A newly developed vaccine by the same team behind the Oxford coronavirus jab has shown great promises in the fight against Malaria.
The vaccine has been found to be 77 per cent effective in providing protection against the mosquito-borne disease, in what is a major scientific breakthrough for the world.
The new vaccine broke the World Health Organization’s 75 percent efficacy goal, thus raising renewed hope in eradicating malaria especially in worst-hit places like Africa.
First launched in Burkina Faso in May 2019 with 450 children, aged 5 to 17 months, the findings came after 12 months of the ongoing phase two of the trial.

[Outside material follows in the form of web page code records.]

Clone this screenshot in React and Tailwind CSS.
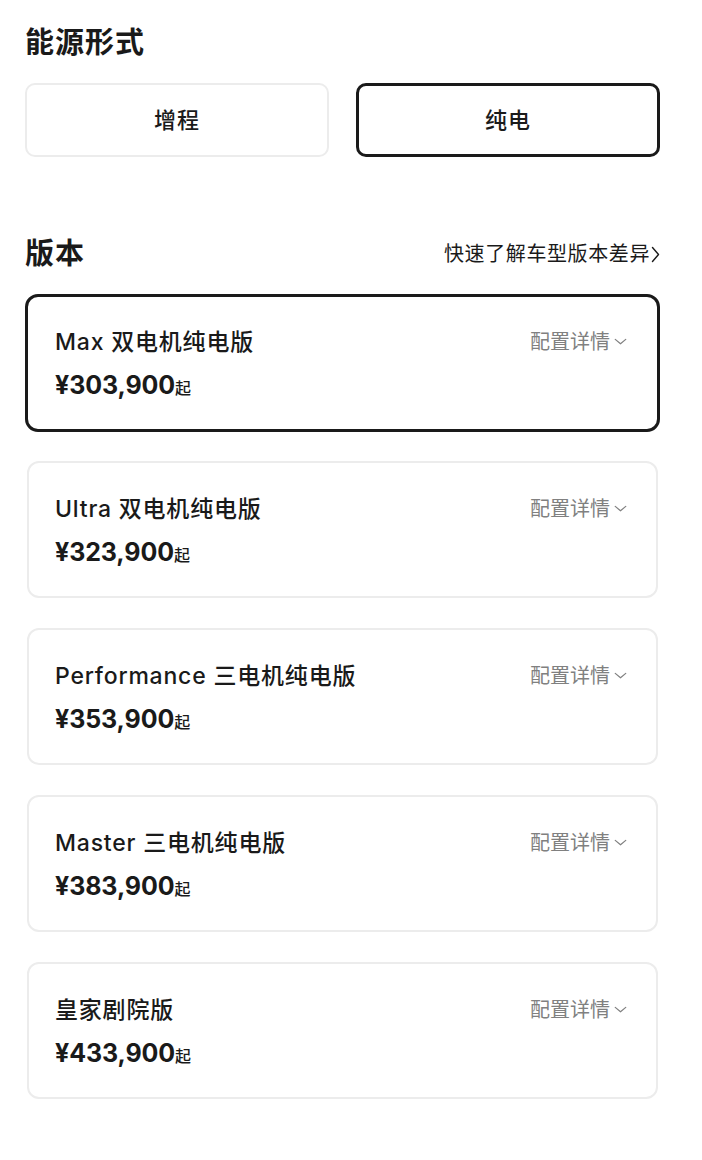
import React from "react";

const versions = [
  { name: "Max 双电机纯电版", price: "¥303,900" },
  { name: "Ultra 双电机纯电版", price: "¥323,900" },
  { name: "Performance 三电机纯电版", price: "¥353,900" },
  { name: "Master 三电机纯电版", price: "¥383,900" },
  { name: "皇家剧院版", price: "¥433,900" },
];

const Chevron = ({ className, d, vb = "0 0 16 16" }) => (
  <svg className={className} viewBox={vb} fill="none" stroke="currentColor" strokeWidth="1.4" strokeLinecap="round" strokeLinejoin="round">
    <path d={d} />
  </svg>
);

export default function App() {
  const selected = 0;
  return (
    <div
      className="w-[702px] min-h-[1160px] bg-white pl-[25px] pr-[42px] pt-[26px] text-[#1a1a1a]"
      style={{ fontFamily: 'Inter, "Noto Sans CJK SC", sans-serif' }}
    >
      {/* 能源形式 */}
      <h2 className="text-[29px] font-bold leading-[34px] tracking-[1px]">能源形式</h2>
      <div className="mt-[23px] grid grid-cols-2 gap-[27px]">
        <button className="h-[74px] rounded-[10px] border-2 border-[#ececec] bg-white text-[22px] font-medium tracking-[1px]">
          增程
        </button>
        <button className="h-[74px] rounded-[10px] border-[3px] border-[#1a1a1a] bg-white text-[22px] font-medium tracking-[1px]">
          纯电
        </button>
      </div>

      {/* 版本 */}
      <div className="mt-[78px] flex items-center justify-between">
        <h2 className="text-[29px] font-bold leading-[38px] tracking-[1px]">版本</h2>
        <div className="flex items-center text-[20px] tracking-[0.6px] text-[#1a1a1a]">
          快速了解车型版本差异
          <Chevron className="ml-[1px] h-[17px] w-[9px]" vb="0 0 9 17" d="M1.5 1.5l6 7-6 7" />
        </div>
      </div>

      <div className="mt-[21px] flex flex-col gap-[30px]">
        {versions.map((v, i) => {
          const active = i === selected;
          return (
            <div
              key={v.name}
              className={
                active
                  ? "-mb-[1px] flex justify-between rounded-[13px] border-[3px] border-[#1a1a1a] bg-white pl-[27px] pr-[28px] pt-[30px] pb-[29px]"
                  : "mx-[2px] flex justify-between rounded-[12px] border-2 border-[#ececec] bg-white pl-[26px] pr-[27px] pt-[31px] pb-[29px]"
              }
            >
              <div>
                <div className="text-[23px] font-medium leading-[30px] tracking-[0.8px]">{v.name}</div>
                <div className="mt-[13px] flex h-[30px] items-baseline leading-[30px]">
                  <span className="text-[25px] font-bold tracking-[-0.1px]">{v.price}</span>
                  <span className="text-[16px] font-medium">起</span>
                </div>
              </div>
              <div className="flex h-[30px] items-center text-[20px] text-[#808080]">
                配置详情
                <Chevron className="ml-[2px] h-[14px] w-[17px]" d="M2 5l6 5 6-5" />
              </div>
            </div>
          );
        })}
      </div>
    </div>
  );
}
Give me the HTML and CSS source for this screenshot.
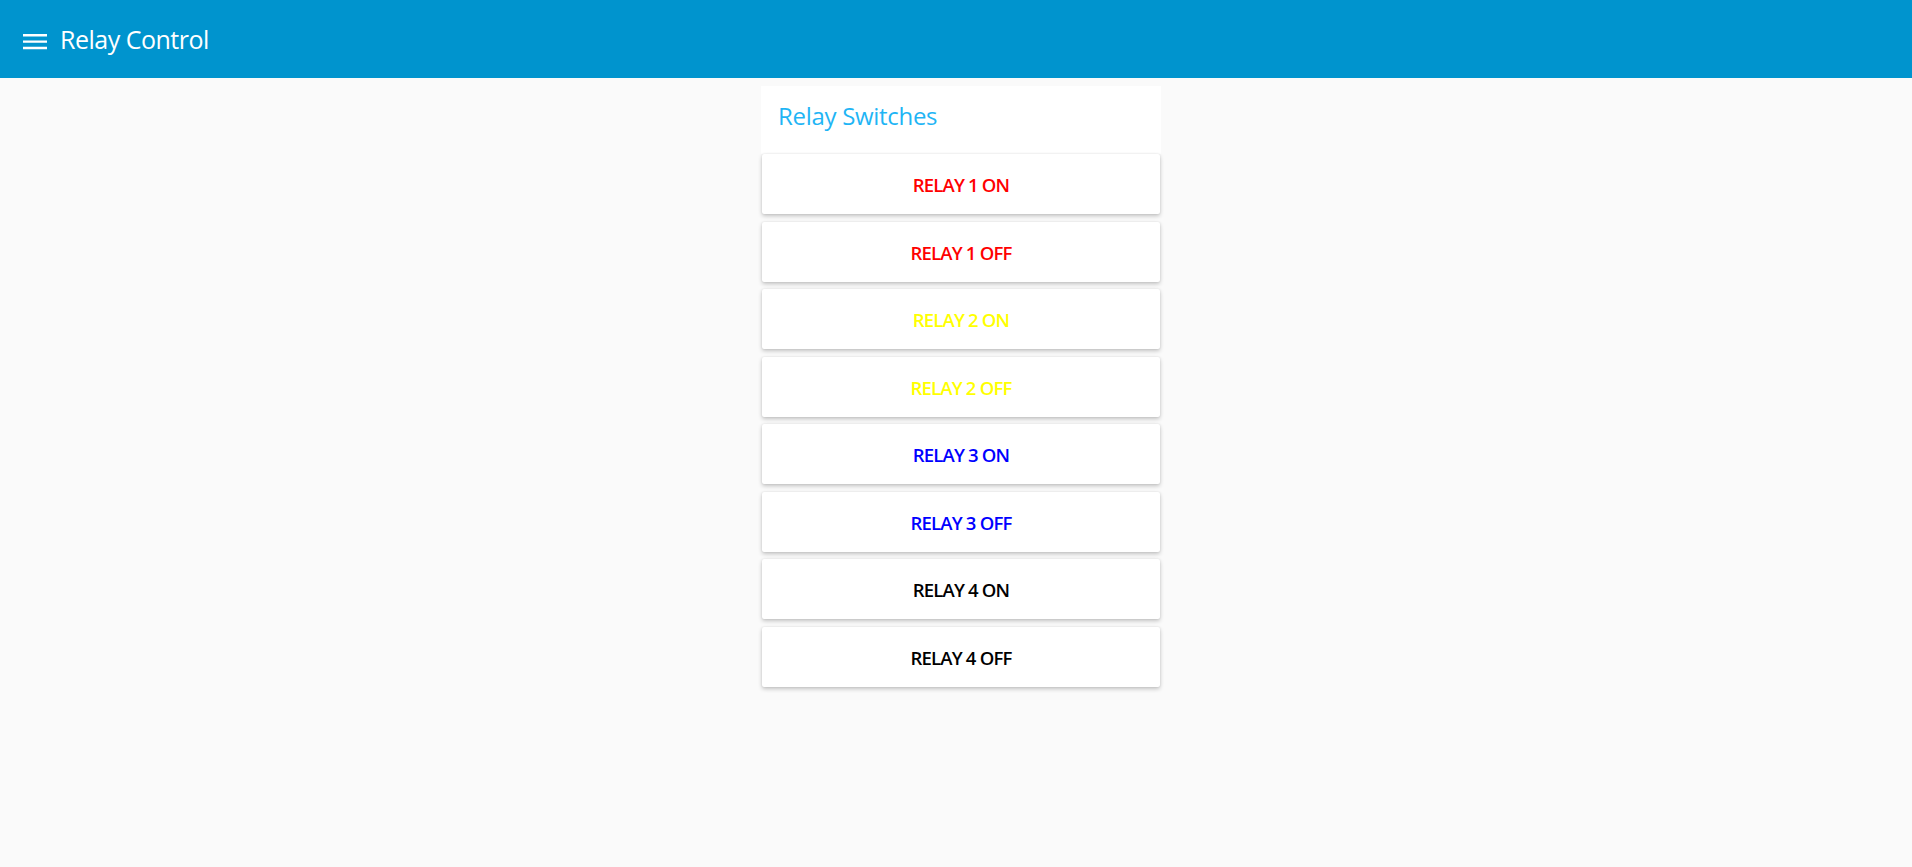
FILE: index.html
```html
<!DOCTYPE html>
<html lang="en">
<head>
<meta charset="utf-8">
<title>Relay Control</title>
<link rel="stylesheet" href="styles.css">
</head>
<body>
<header class="topbar">
  <button class="menu-btn" aria-label="Menu">
    <svg width="24" height="24" viewBox="0 0 24 24"><path d="M0 5h24v2.4H0zM0 11.4h24v2.4H0zM0 17.8h24v2.4H0z" fill="#fff"/></svg>
  </button>
  <h1 class="app-title">Relay Control</h1>
</header>
<main class="content">
  <section class="group">
    <div class="group-title">Relay Switches</div>
    <div class="buttons">
      <button class="relay red">RELAY 1 ON</button>
      <button class="relay red">RELAY 1 OFF</button>
      <button class="relay yellow">RELAY 2 ON</button>
      <button class="relay yellow">RELAY 2 OFF</button>
      <button class="relay blue">RELAY 3 ON</button>
      <button class="relay blue">RELAY 3 OFF</button>
      <button class="relay black">RELAY 4 ON</button>
      <button class="relay black">RELAY 4 OFF</button>
    </div>
  </section>
</main>
</body>
</html>
```
FILE: styles.css
```css
* { box-sizing: border-box; }
html, body { margin: 0; padding: 0; }
body {
  background: #fafafa;
  font-family: "Open Sans", "Noto Sans", sans-serif;
  height: 867px;
  overflow: hidden;
}
.topbar {
  height: 78px;
  background: #0094ce;
  display: flex;
  align-items: center;
  padding-left: 23px;
  gap: 13px;
}
.menu-btn {
  background: none;
  border: none;
  padding: 0;
  width: 24px;
  height: 24px;
  display: flex;
  margin-top: 4px;
}
.app-title {
  margin: 0;
  color: #fff;
  font-size: 25px;
  font-weight: 400;
  letter-spacing: -0.5px;
}
.content {
  display: flex;
  justify-content: center;
  padding-top: 8px;
}
.group {
  width: 400px;
  margin-left: 10px;
}
.group-title {
  background: #fff;
  height: 68px;
  padding-left: 17px;
  padding-top: 13px;
  color: #1fb5f5;
  font-size: 24px;
  letter-spacing: -0.3px;
}
.buttons {
  display: flex;
  flex-direction: column;
  gap: 7.5px;
  padding: 0 1px;
}
.relay {
  height: 60px;
  background: #fff;
  border: none;
  border-radius: 2px;
  box-shadow: 0 2px 4px rgba(0,0,0,0.22), 0 0 2px rgba(0,0,0,0.1);
  font-family: "Open Sans", "Noto Sans", sans-serif;
  font-size: 18.5px;
  font-weight: 600;
  letter-spacing: -0.8px;
  padding-top: 2px;
  cursor: pointer;
}
.red { color: #ff0000; }
.yellow { color: #ffff00; }
.blue { color: #0000ff; }
.black { color: #000; }
```
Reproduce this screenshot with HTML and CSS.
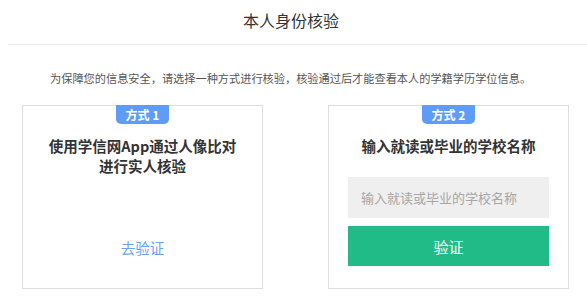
FILE: index.html
```html
<!DOCTYPE html>
<html lang="zh-CN">
<head>
<meta charset="utf-8">
<title>本人身份核验</title>
<link rel="stylesheet" href="styles.css">
</head>
<body>
  <header class="header">
    <h1 class="title">本人身份核验</h1>
  </header>
  <p class="desc">为保障您的信息安全，请选择一种方式进行核验，核验通过后才能查看本人的学籍学历学位信息。</p>
  <div class="cards">
    <section class="card">
      <div class="badge">方式 1</div>
      <h2 class="card-title">使用学信网App通过人像比对<br>进行实人核验</h2>
      <a class="link" href="#">去验证</a>
    </section>
    <section class="card">
      <div class="badge">方式 2</div>
      <h2 class="card-title">输入就读或毕业的学校名称</h2>
      <form class="form">
        <input class="input" type="text" placeholder="输入就读或毕业的学校名称">
        <button class="btn" type="button">验证</button>
      </form>
    </section>
  </div>
</body>
</html>
```

FILE: styles.css
```css
* { box-sizing: border-box; }
html, body { margin: 0; padding: 0; background: #fff; }
body {
  font-family: "Noto Sans CJK SC", "Noto Sans", sans-serif;
  color: #333;
  width: 587px;
  height: 305px;
  overflow: hidden;
}
.header {
  margin-left: 8px;
  border-bottom: 1px solid #e8e8e8;
  padding: 8px 13px 12px 0;
}
.title {
  margin: 0;
  font-size: 16px;
  font-weight: 400;
  line-height: 24px;
  text-align: center;
  color: #333;
}
.desc {
  margin: 25px 0 0;
  padding-left: 50px;
  font-size: 11.2px;
  line-height: 16px;
  color: #555;
  white-space: nowrap;
}
.cards {
  display: flex;
  gap: 65px;
  padding-left: 22px;
  margin-top: 19px;
}
.card {
  width: 241px;
  height: 184px;
  border: 1px solid #dedede;
  display: flex;
  flex-direction: column;
  align-items: center;
  padding: 0 19px;
}
.badge {
  margin-top: -1px;
  width: 53px;
  height: 19px;
  background: #5e9cf8;
  color: #fff;
  font-size: 12px;
  font-weight: 700;
  line-height: 19px;
  text-align: center;
  border-radius: 0 0 5px 5px;
}
.card-title {
  margin: 12px 0 0;
  font-size: 14.5px;
  font-weight: 700;
  line-height: 20px;
  text-align: center;
  color: #333;
}
.link {
  margin-top: 62px;
  font-size: 14.5px;
  line-height: 20px;
  color: #6aa1f7;
  text-decoration: none;
}
.form {
  align-self: stretch;
  display: flex;
  flex-direction: column;
  gap: 8px;
  margin: 21px 0 0;
}
.input {
  height: 41px;
  border: none;
  background: #efefef;
  padding: 0 13px;
  font-family: "Noto Sans CJK SC", "Noto Sans", sans-serif;
  font-size: 13px;
  color: #333;
  outline: none;
}
.input::placeholder { color: #a6a6a6; }
.btn {
  height: 40px;
  border: none;
  background: #21bb87;
  color: #fff;
  font-family: "Noto Sans CJK SC", "Noto Sans", sans-serif;
  font-size: 15px;
  padding: 0;
}
```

Prof Adrian Hill, director of the Jenner Institute, where the Oxford/AstraZeneca Covid vaccine was invented, said he believed the vaccine had the potential to cut the death toll dramatically. “What we’re hoping to do is take that 400,000 down to tens of thousands in the next five years, which would be absolutely fantastic.”
Other interventions, such as impregnated bednets and malarial drugs, have reduced the death toll from a million a year, he said, and those must continue. But, if the vaccine could cut deaths to the tens of thousands, they might be able to look towards “a greater goal – eventually eradicating malaria”.

Hill said the institute might apply for emergency approval for the malaria vaccine just as it did for the Covid jab. “I’m making the argument as forcefully as I can, that because malaria kills a lot more people than Covid in Africa, you should think about emergency-use authorisation for a malaria vaccine for use in Africa. And that’s never been done before.”
The institute would probably ask the regulatory bodies in Europe or the UK for a scientific opinion on the vaccine and then apply to the World Health Organization for approval for use in Africa. “They did Covid in months – why shouldn’t they do malaria in a similar length of time as the health problem is an even greater scale in Africa?” Hill said.
According to the researchers, the vaccine will be manufactured at large scale and low-cost.